Orientalisme et métempsychose

«Vous êtes chrétiens, je suis humanitaire !» scandait Pierre Leroux lors d’une conférence sur la religion en 1867. Pour lui, l’homme n’est «ni exclusivement âme, ni seulement corps». Il rejette le dualisme métaphysique entretenu par la chrétienté, comme il rejette les absolus du libéralisme et du socialisme entretenus par les débats politiques de son temps. Une dualité implique un conflit, or Leroux souhaite aller au-delà en édifiant un modèle original, universel. «Il syncrétise les croyances, articule sciences religieuses et sciences naturelles selon une même finalité, souligne Quentin Schwanck, doctorant en science politique à l’ENS de Lyon. Enthousiaste de la philosophie orientale, il appelle à ouvrir la culture judéo-chrétienne aux religions d’Inde et de Chine pour tirer de chacune les meilleurs enseignements.»

Selon Leroux, la religion hindoue est celle d’où «toutes les religions et toutes les philosophies semblent avoir leurs racines» et s’en inspire, par exemple, dans son interprétation de l’existence post-mortem.

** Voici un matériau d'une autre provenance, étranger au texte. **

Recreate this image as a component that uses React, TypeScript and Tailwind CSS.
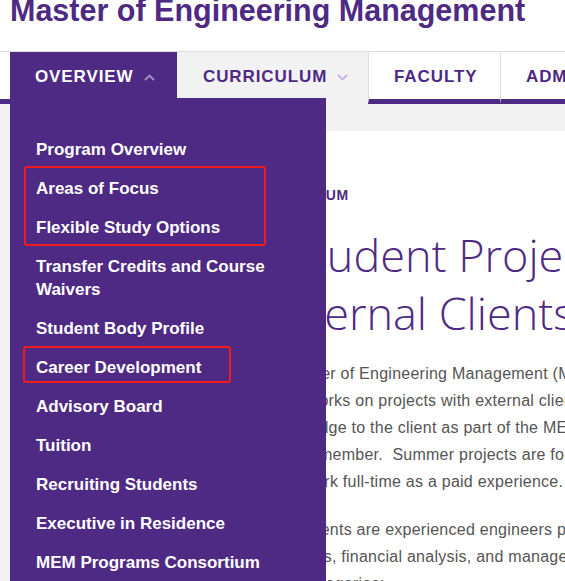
import React from 'react';

const purple = 'bg-[#4e2a84]';

const menuItems = [
  'Program Overview',
  'Areas of Focus',
  'Flexible Study Options',
  'Transfer Credits and Course Waivers',
  'Student Body Profile',
  'Career Development',
  'Advisory Board',
  'Tuition',
  'Recruiting Students',
  'Executive in Residence',
  'MEM Programs Consortium',
];

const Chevron: React.FC<{ up?: boolean; color: string }> = ({ up, color }) => (
  <svg width="11" height="7" viewBox="0 0 11 7" className="ml-[10px] shrink-0">
    <polyline
      points={up ? '1,6 5.5,1.5 10,6' : '1,1 5.5,5.5 10,1'}
      fill="none"
      stroke={color}
      strokeWidth="1.8"
    />
  </svg>
);

const NavTab: React.FC<{
  label: string;
  className: string;
  children?: React.ReactNode;
}> = ({ label, className, children }) => (
  <div
    className={`flex items-center pt-[3px] h-[52px] border-b-[5px] text-[17px] font-bold tracking-[0.9px] whitespace-nowrap ${className}`}
  >
    {label}
    {children}
  </div>
);

export default function App() {
  return (
    <div className="relative w-[565px] h-[581px] overflow-hidden bg-white font-['Liberation_Sans',Arial,sans-serif]">
      {/* page title */}
      <h1 className="-mt-[5px] pl-[10px] text-[30.5px] leading-[30px] font-bold text-[#4e2a84] whitespace-nowrap">
        Master of Engineering Management
      </h1>

      {/* tab bar */}
      <nav className="mt-[26px] flex border-t border-[#dedede] overflow-hidden">
        <div className="w-[10px] shrink-0 h-[52px] border-b-[5px] border-[#4e2a84]" />
        <NavTab
          label="OVERVIEW"
          className={`${purple} shrink-0 border-[#4e2a84] text-white w-[167px] pl-[25px]`}
        >
          <Chevron up color="#a690cc" />
        </NavTab>
        <NavTab
          label="CURRICULUM"
          className="bg-[#f2f2f2] shrink-0 border-[#f2f2f2] text-[#4e2a84] w-[191px] pl-[26px]"
        >
          <Chevron color="#c3b4de" />
        </NavTab>
        <NavTab
          label="FACULTY"
          className="shrink-0 border-[#4e2a84] text-[#4e2a84] w-[132px] pl-[25px] border-l border-l-[#dedede]"
        />
        <NavTab
          label="ADMISSIONS"
          className="shrink-0 border-[#4e2a84] text-[#4e2a84] w-[200px] pl-[25px] border-l border-l-[#dedede]"
        />
      </nav>
      <div className="h-[27px] bg-[#f2f2f2]" />

      {/* page body */}
      <div className="flex">
        <div className="w-[10px] shrink-0 h-[460px] bg-[#f2f2f2]" />
        <main className="flex-1 min-w-0 overflow-hidden pl-[170px] pt-[54px] whitespace-nowrap">
          <p className="text-[14px] leading-[20px] font-bold tracking-[0.6px] text-[#4e2a84] ml-[10px]">
            HOME / CURRICULUM
          </p>
          <h2 className="mt-[21px] -ml-[7px] font-['Open_Sans',sans-serif] font-light text-[45px] leading-[58px] text-[#4e2a84]">
            MEM Student Projects
            <br />
            and External Clients
          </h2>
          <div className="mt-[18px] -ml-[5px] text-[16px] leading-[27px] tracking-[0.25px] text-[#555555]">
            <p>
              Each year, the Master of Engineering Management (MEM) program assigns a
              <br />
              student team that works on projects with external clients to deliver
              <br />
              insights and knowledge to the client as part of the MEM curriculum.
              <br />
              are led by a faculty member.&nbsp; Summer projects are for students
              <br />
              that would like to work full-time as a paid experience.
            </p>
            <p className="mt-[21px]">
              Incoming MEM students are experienced engineers pursuing
              <br />
              skills in organizations, financial analysis, and management
              <br />
              into the following categories:
            </p>
          </div>
        </main>
      </div>

      {/* open dropdown menu */}
      <ul
        className={`absolute left-[10px] top-[98px] w-[316px] h-[500px] ${purple} pt-[32px] pl-[26px] pr-[26px]`}
      >
        {menuItems.map((item) => (
          <li
            key={item}
            className="py-[8px] text-[17px] leading-[23px] font-bold text-white"
          >
            {item}
          </li>
        ))}
      </ul>

      {/* red highlight boxes */}
      <div className="absolute left-[24px] top-[166px] w-[242px] h-[80px] border-2 border-[#f01c1c] rounded-[3px]" />
      <div className="absolute left-[23px] top-[346px] w-[208px] h-[37px] border-2 border-[#f01c1c] rounded-[3px]" />
    </div>
  );
}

À ce titre, il défend le principe de métempsychose, le déplacement de l’âme d’un corps à un autre après la mort. Une conception grandement influencée par le récit et le corpus de textes orientaux d’Edgar Quinet dans De la renaissance orientale (1841). L’ouvrage a connu un grand retentissement en Europe, notamment avec l’expansion intellectuelle qu’il a provoqué dans l’interprétation biblique occidentale. 

C’est d’ailleurs une divergence sur la question de la métempsychose qui amorce la rupture, en 1840, de Leroux avec son acolyte Jean Reynaud. «Les deux hommes ont des conceptions très différentes du devenir du corps après la mort, poursuit Quentin Schwanck. Dans De l’humanité, Leroux décrit sa vision de la métempsychose comme une dissolution totale de l’âme individuelle et une réincarnation sur terre sans souvenirs des précédentes vies. Il pense qu’il s’agit de l’aboutissement du modèle religieux de l’avenir, au cœur de la notion de fraternité. Jean Reynaud soutien, au contraire, la “transmigration interstellaire” de l’âme après la mort. Cette conception plus conservatrice supporte l’idée d’une félicité individuelle, ce qui déplaît fortement à Leroux. Reynaud considère que l’âme se réincarne dans un corps neuf, quelque part dans l’univers, dans un monde éloigné ou sur une autre planète, soit, sans contribuer au perfectionnement du genre humain sur terre.»

En somme, la pensée leroussienne s’articule autour d’un fort apparentement du socialisme et du christianisme, mais elle a l’originalité de s’exprimer au-delà de l’époque et des cultures. «La Bible nous fait sortir tous d’un même père, écrit Pierre Leroux à la fin de sa vie. La société, c’est la famille humaine. […] une vertu particulière naît de cette reconnaissance, et nous rend propres à nous aimer, à nous unir, à corriger les maux de notre état social, à nous perfectionner.»

La journée d’étude consacrée à «Pierre Leroux, sentinelle humaniste» s’est tenue le 17 octobre 2019, organisée par le Centre de recherches en histoire, histoire de l’art et musicologie (Criham) de l’université de Poitiers et le Service commun de documentation (SCD) de l’université de Poitiers. Le Fonds ancien du SCD de l’université a numérisé une dizaine de ses textes dans la Bibliothèque virtuelle des premiers socialismes (BVPS). Né du souci de réactualiser sa pensée, ce fonds documentaire met à disposition ses écrits les plus notables pour l’époque, avec la volonté de faire écho aux questionnements de l’homme du xxie siècle.

La maison d’édition L’Escampette travaille à la parution d’ouvrages sélectifs consacrés à Pierre Leroux, dans la collection “Du social et du solidaire” qui s’inaugure en 2020 sous la direction de Thierry Quinqueton. Partant des meilleurs citations du philosophe, plusieurs auteurs apporteront leur éclairage sur la modernité de sa pensée et de ses engagements ; sa vision particulière du socialisme, son combat pour l’émancipation des femmes, ou encore son souci écologique qui transparaît dans sa théorie du circulus.